If we all became misandrists, what a fabulous hue and cry we could raise. We’d realise (though it might be a bit sad at first) that we don’t actually need men. I believe too we might liberate an unsuspected power: that of being able to soar far above the male gaze and the dictates of men, to discover at last who we really are.

Misandry, a definition

I think at this point it’s worth defining the concept of misandry as I employ it in this essay. I use the word misandry to mean a negative feeling towards the entirety of the male sex. This negative feeling might be understood as a spectrum that ranges from simple suspicion to outright loathing, and is generally expressed by an impatience towards men and a rejection of their presence in women’s spaces. And when I say ‘the male sex’ I mean all the cis men who have been socialised as such, and who enjoy their male privilege without ever calling it into question, or not enough (yes, misandry is a demanding and elitist concept).

Ultimately, misandry is a principle of precaution. Having spent so much time being at best disappointed and at worst abused by men – all the more so having absorbed the feminist theory that articulates patriarchy and sexism – it’s quite natural to develop a carapace and stop opening up to the first man who comes along and swears on his heart that he’s a really good guy.[fn1] All the more so given that to prove his worth, the man in question simply has to demonstrate genuine thoughtfulness in order for our hostile feelings to subside. But his probation period will last forever: nothing against him personally, it’s just that it’s hard to give up privilege, and even more so to actively campaign for all one’s fellow men to be similarly stripped of theirs. He might be feeling a bit low one day and be tempted to hit on a girl in a bar who’s already made it very clear that she’s not interested. A lousy day at the office, and he’s back to his bad habit of shameless mansplaining and interrupting you every five minutes. We need to be vigilant, we have to keep our eye on even the genuinely decent ones, because anyone can stray off course, and all the more so if he’s cis, white, wealthy, able-bodied and heterosexual. The sum of his privilege is so great that it makes him very resistant to change. We need men to be exemplary in their behaviour, because when we women speak, no one listens. We simply can’t afford to let them get away with doing things half-heartedly.

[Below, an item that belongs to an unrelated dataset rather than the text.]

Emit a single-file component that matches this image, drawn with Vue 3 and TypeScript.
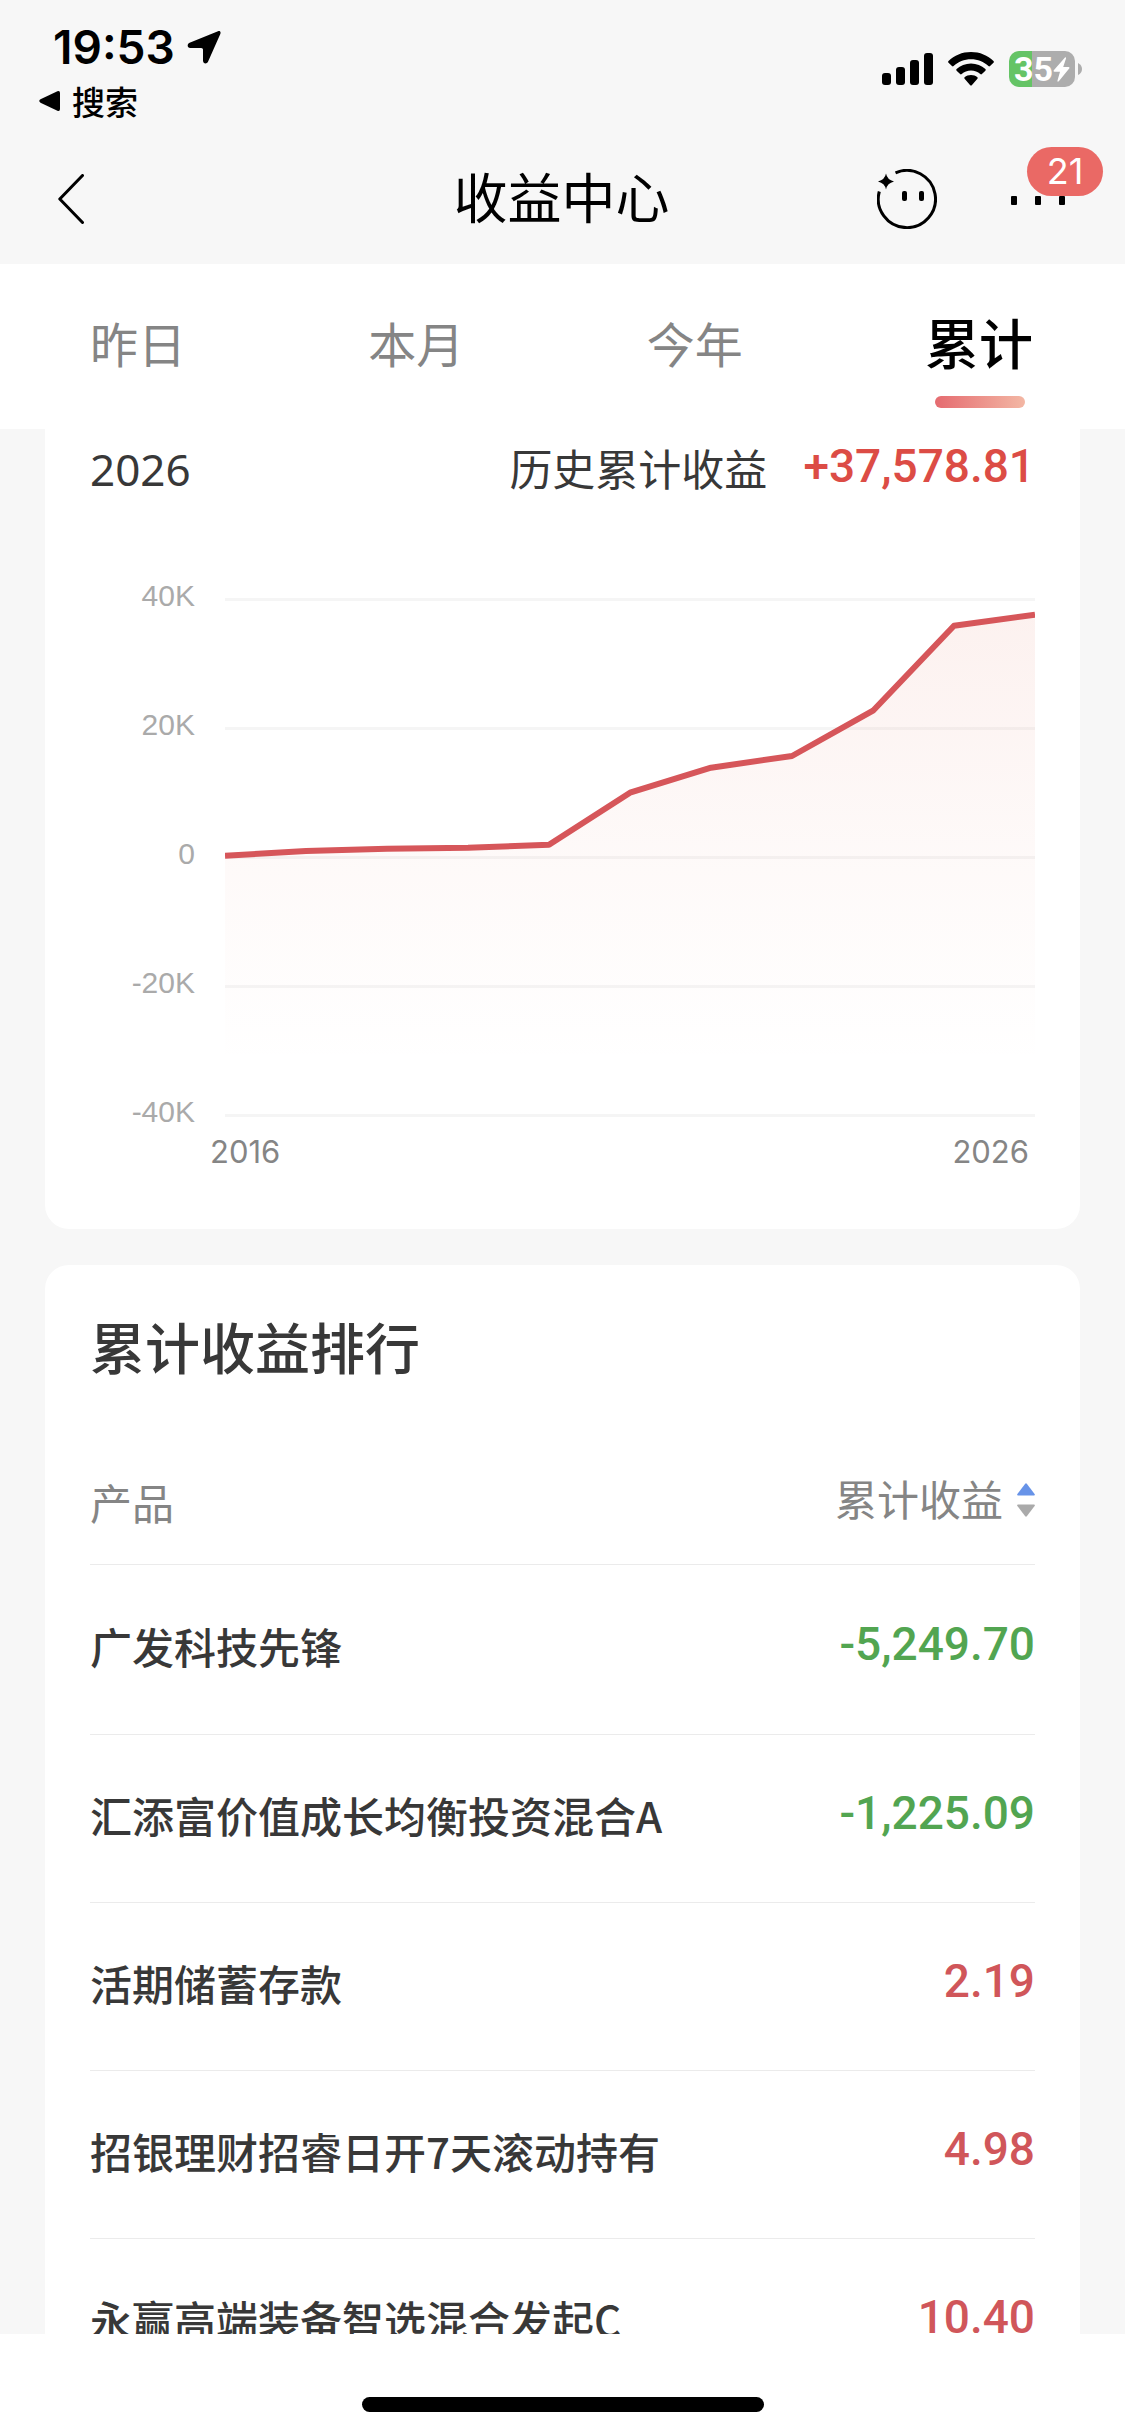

The very least a man can do when faced with a woman who expresses misandrist ideas is shut up and listen. He’d learn a great deal and emerge a better person. He might even agree, in the end. But beware of the man who slopes off in the other direction, and starts beating himself up with a great wailing and gnashing of teeth; no woman, and certainly no misandrist, has the slightest desire to listen to a man bemoaning his lot as a privileged male, playing the martyr. I’m yet to come across a man who claims to be a misandrist, but I’m pretty sure if I did it would have the same effect on me as when I hear a man declare himself a feminist. Feminist activists have always had an instinctive suspicion of and tendency to reject these men. Many of us believe that men can’t be feminists, that they have no right to appropriate a term that was forged by the oppressed. It’s extraordinarily common for men who like to trumpet the fact that they are feminists to have failed to deconstruct their privilege as much as they’d like us to think, and to blithely take advantage of it to trample on and abuse the women in their lives. There is nothing more tedious than to see a man being covered in plaudits that are completely disproportionate to the minuscule effort he makes, while women continue to be subject to impossible standards that mean they’re always the ones to lose out. We have to stop praising men for such pathetically trivial things as leaving work early to pick up their kid from school. Do not forget that in exactly the same situation a woman is blamed and criticised, whatever her choice.

Hang on, though: I’m not saying that men shouldn’t be interested in feminism, nor that they shouldn’t try to understand the struggle and share its values. Quite the opposite: what I resent is their not being interested enough, or feigning an interest for the wrong reasons (because they fancy a feminist, for example – just don’t go there). There’s a whole world of difference between ‘understanding the mechanisms of oppression and one’s own place in the system’, and ‘appropriating it in order to take centre stage and make it all about yourself yet again’. What we want is for men to put their power and privilege to good use: by policing their male friends and acquaintances, for example, instead of explaining to women how to go about fighting their battles. We want men to know their place. Actually no, what we really want is for them to learn how to take up less space. They don’t get to play the lead, and they’re going to have to get used to that.

If I like to highlight the correspondence between misandry and feminism, it’s for the simple reason that it took me several years of moving in feminist circles to develop my dislike of men, to be comfortable with it, and to stop trying to hide it, even in the company of my close male friends. It was, I think, the regular practice of feminism that allowed me to develop a basic level of assertiveness and self-confidence. You become far less forgiving when you analyse the statistics on violence against women through the prism of sociology. Now we recognise that what we experience within the types of relationships that are usually considered private and personal also has a political dimension. These experiences are systemic; it’s not that we’ve lost our minds because we love making a drama out of everything.

At last we’ve woken up to the fact that we’re not alone, whether we’re being wolf-whistled in the street, or assaulted[fn2] by some guy we thought we could trust, or because we’re stuck inside keeping the home fires burning; the reason we’re fed up isn’t because we’re the weaker sex, or because we’ve got an aggressive temperament, but because of a profound sense of an injustice of which we are all victim.

I’ve noticed a similar pattern among many of my female friends and acquaintances in terms of their relationship to both feminism and misandry. They start out as fairly apolitical feminists ‘à la française’ (which is to say very keen to recognise the problem of equality between the sexes in other countries, but generally inclined to conclude that things in France are mostly okay, we don’t have too much to complain about), but as they begin to dig a little deeper, to investigate a bit more, they become increasingly outraged at the situation, both here and elsewhere, and to feel a deep sense of anger. As they delve more deeply, they can no longer ignore the evidence – the fact that men and masculinity are a problem, undoubtedly for the whole of society, but particularly for women. This is how they become misandrists. Because there simply aren’t very many other options, and because, once they’ve had their eyes opened to the profound mediocrity of the majority of men, there’s no good reason to carry on liking them by default.